I spoke to “Candy,” a sex worker who is only 23 years old (same age as me). Originally from Zimbabwe, she started selling her body to survive the streets of Johannesburg. “I am from Harare and came here when I was 19 to look for work. A lady I met in town introduced me to this life. She gave me a room to stay and clothes to wear. I met other ladies that were under her wing as well. We all paid her every week for the room,” said “Candy.” 

“I have been arrested several times before, but they always let us go because there is no proof that we are selling our bodies. It’s not illegal to stand on the street corner. I was raped by my step-father daily as a child. The men remind me of him, so to avoid thinking of him I started using drugs. I want to stop this life, but I do not know of any other job that can make me the same amount of money. I also need to sustain my drug addiction and pay my rent,” explains “Candy.”
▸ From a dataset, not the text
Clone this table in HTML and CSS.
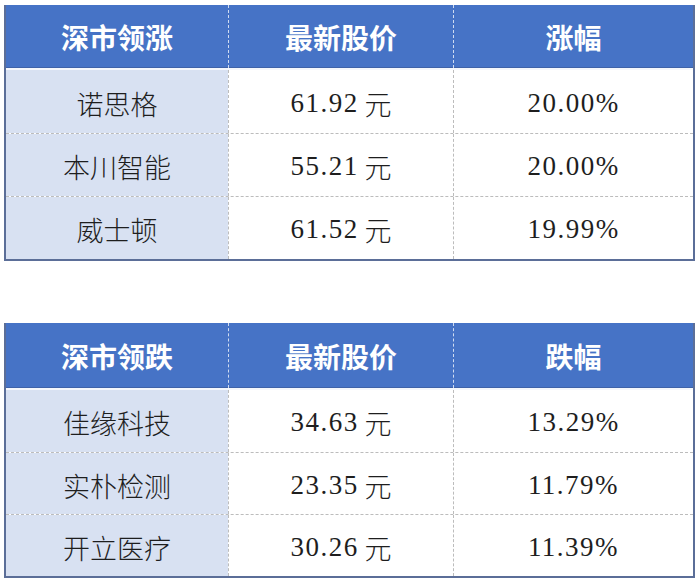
FILE: index.html
```html
<!DOCTYPE html>
<html lang="zh-CN">
<head>
<meta charset="utf-8">
<link rel="stylesheet" href="styles.css">
</head>
<body>
<div class="page">
  <div class="tbl tbl-up">
    <div class="row head">
      <div class="cell">深市领涨</div>
      <div class="cell">最新股价</div>
      <div class="cell">涨幅</div>
    </div>
    <div class="row">
      <div class="cell name">诺思格</div>
      <div class="cell"><span class="num">61.92</span> 元</div>
      <div class="cell"><span class="num">20.00%</span></div>
    </div>
    <div class="row">
      <div class="cell name">本川智能</div>
      <div class="cell"><span class="num">55.21</span> 元</div>
      <div class="cell"><span class="num">20.00%</span></div>
    </div>
    <div class="row">
      <div class="cell name">威士顿</div>
      <div class="cell"><span class="num">61.52</span> 元</div>
      <div class="cell"><span class="num">19.99%</span></div>
    </div>
  </div>

  <div class="tbl tbl-down">
    <div class="row head">
      <div class="cell">深市领跌</div>
      <div class="cell">最新股价</div>
      <div class="cell">跌幅</div>
    </div>
    <div class="row">
      <div class="cell name">佳缘科技</div>
      <div class="cell"><span class="num">34.63</span> 元</div>
      <div class="cell"><span class="num">13.29%</span></div>
    </div>
    <div class="row">
      <div class="cell name">实朴检测</div>
      <div class="cell"><span class="num">23.35</span> 元</div>
      <div class="cell"><span class="num">11.79%</span></div>
    </div>
    <div class="row">
      <div class="cell name">开立医疗</div>
      <div class="cell"><span class="num">30.26</span> 元</div>
      <div class="cell"><span class="num">11.39%</span></div>
    </div>
  </div>
</div>
</body>
</html>
```

FILE: styles.css
```css
* { box-sizing: border-box; }
html, body { margin: 0; padding: 0; background: #ffffff; }
body {
  font-family: "Noto Sans CJK SC", "Noto Sans", sans-serif;
  color: #1e1e1e;
}
.page {
  padding: 5px 2px 0 4px;
  display: flex;
  flex-direction: column;
  gap: 62px;
}
.tbl {
  width: 691px;
  border: 2px solid #5b6e98;
  border-top: none;
  background: #ffffff;
}
.row {
  display: grid;
  grid-template-columns: 222px 225px 1fr;
  height: 63px;
}
.row + .row { border-top: 1px dashed #bcbcbc; }
.row.head {
  height: 65px;
  background: #4673c6;
  color: #ffffff;
  border-bottom: 2px solid #f4f7fc;
  box-shadow: inset 0 -1px 0 #3e62a8;
}
.row.head + .row { border-top: none; }
.cell {
  display: flex;
  align-items: center;
  justify-content: center;
  font-size: 27px;
  font-weight: 300;
  white-space: pre;
  padding-top: 3px;
}
.cell + .cell { border-left: 1px dashed #bcbcbc; }
.head .cell {
  font-weight: 700;
  font-size: 28px;
  padding-top: 0;
}
.head .cell + .cell { border-left: 1px dashed rgba(255,255,255,0.75); }
.name { background: #d8e1f2; }
.num {
  font-family: "Liberation Serif", "Times New Roman", serif;
  font-size: 27px;
  letter-spacing: 1.5px;
}
.tbl-down .row { height: 62px; }
.tbl-down .row.head { height: 67px; }
```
In an article titled Sex Workers’ Rights are Human Rights by Policy Advisor at Amnesty International, Catherine Murphy, highlighted how it’s not surprising to learn that sex workers face discrimination, beatings, rape and harassment – sometimes on a daily basis – or that they are often denied access to basic health or housing services.  

These are basic human rights they are denied and cannot report, because their trade is illegal.

To further substantiate the claims of the emotional and physical abuse sex workers endure, in an interview by Open Society Institute, Rights Not Rescue, the sex workers interviewed opened up about what they go through on a daily basis. The interviewees spoke about how difficult it is to stand on street corners at night, how the police beat them up and they can’t report it because they take them as a joke,  and they are embarrassed about going to clinics and hospitals because they are laughed at by nurses. They want to know what their rights are, because when clients don’t pay up they can’t even take them to court. They concluded the interview by asking the government to legalise sex work or at least put in laws to protect them.

Sex Workers Education and Advocacy Taskforce (SWEAT) and Sisonke National Sex Workers Movement joined forces in 2015 to commemorate International Sex Workers’ Rights Day, on the 3rd of March, through an online campaign to commemorate the day. The campaign called for the decriminalisation of sex work in South Africa with the theme: “Only Rights Will Stop the Wrong – Decriminalise sex work now”.

The cry for decriminalising sex work has been a very long one that organisations such as SWEAT are still fighting for even today.

Decriminalisation, per the Sex Workers and Sex Work guide, is a policy model where no aspect of adult consensual sex work is criminalised. Consenting sex workers over the age of 18 are free to sell sex and consenting adult clients are free to buy sex, without interference or harassment from the state or police.

On a YouTube video published by Key Correspondents in 2015, a channel that reports on action on HIV, Roxy, a then 25 year old HIV transgender sex worker on the Cape Town streets, and an advocate for the decriminalisation of sex work shared why she is advocating for this decriminalisation.

When she found out that she was HIV positive at the tender age of 16, and an orphan at that time, all she could think of was committing suicide. She went into sex work in order to make a living at that tender age.

She has been receiving support from SWEAT for over 8 years and is receiving both health education and treatment, and education on how to be an advocate for sex workers’ rights. Without SWEAT, Roxy says, she would have killed herself a long time ago.

In the same video, Lesego Tlhwale, Media Advocacy officer for SWEAT, explained how even though sex work is illegal, it is the oldest profession and it is not going away anytime soon; so it only makes sense for laws to be put in place on how to regulate sex work.

It should be kept in mind that around 60% of the sex workers in South Africa are HIV positive. That’s according to Rights groups who are using the figures to try and persuade the government to decriminalise the industry. By putting in laws to protect sex workers, it will be easier to control the spread of the HIV virus as they would have access to proper health care and treatment for whatever illnesses they might contract while working.